En matière de diffamation sur internet, le juge prend en compte, d’une part, la qualité de l’auteur (simple consommateur ou journaliste professionnel), et, d’autre part, le support sur lequel le message est posté (les blogs et forums de discussions étant des espaces où l’auteur peut s’exprimer plus librement que sur un journal). Il s’en dégage une certaine clémence envers l’internaute consommateur postant un message sur un forum ou un blog.
En effet, le juge privilégiera la liberté d’expression en reconnaissant que les propos divulgués représentent un intérêt général méritant d’être protégé au détriment du préjudice causé à la société (ex : Cass. Crim, 17 Mars 2015, n° 13-85-138 : les propos s’inscrivant dans un débat d’intérêt général). La responsabilité de l’internaute, auteur du message, est alors rarement engagée.
De plus, le régime de responsabilité étant calqué sur celui du délit de presse, il faudra rechercher en premier lieu la responsabilité de l’administrateur du site sur lequel les messages diffamatoires ont été publiés. L’administrateur du site peut, par ailleurs, également invoquer les faits justificatifs précédents pour s’exonérer de sa responsabilité (pour plus de détails sur la responsabilité de l’administrateur de site : http://www.village-justice.com/articles/irresponsabilite-administrateur,19548.html ).
L’intérêt de la société diffamée s’opposera toujours à la liberté d’expression et l’intérêt des consommateurs qui pèseront davantage dans la balance du juge.
Il ne s’agit pas de défendre l’un au détriment de l’autre mais d’assurer une défense effective pour la société, soumise au seul jugement de la vox populi.
Dans ce sens, l’intérêt du droit de réponse reste limité du fait de la crédibilité donnée à l’e-commerçant sur le site où il est diffamé.

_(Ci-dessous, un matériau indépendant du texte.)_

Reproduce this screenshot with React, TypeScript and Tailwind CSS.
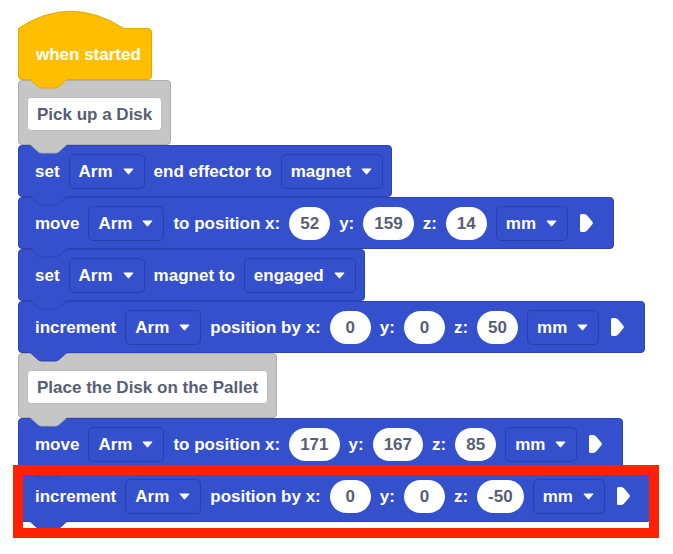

Quant au « droit à l’oubli », le récent bilan de l’année 2014-2015 révèle un faible taux de réponse favorable aux demandes.
Sur les presque 250 000 demandes qu’a reçues Google, 11,2 % des demandes concernaient des atteintes à la réputation et 4 % concernaient des atteintes à l’image.
Au final, un taux de 70 % de refus des demandes se stabilise depuis Août 2014 (source : https://forget.me).
L’adaptation des lois existantes, qui a pu suffire pendant un temps, peine à englober la complexité d’Internet. Aujourd’hui, un autre problème se pose qui n’existait pas auparavant : la permanence des informations sur Internet qui devrait faire l’objet d’une loi spécifique.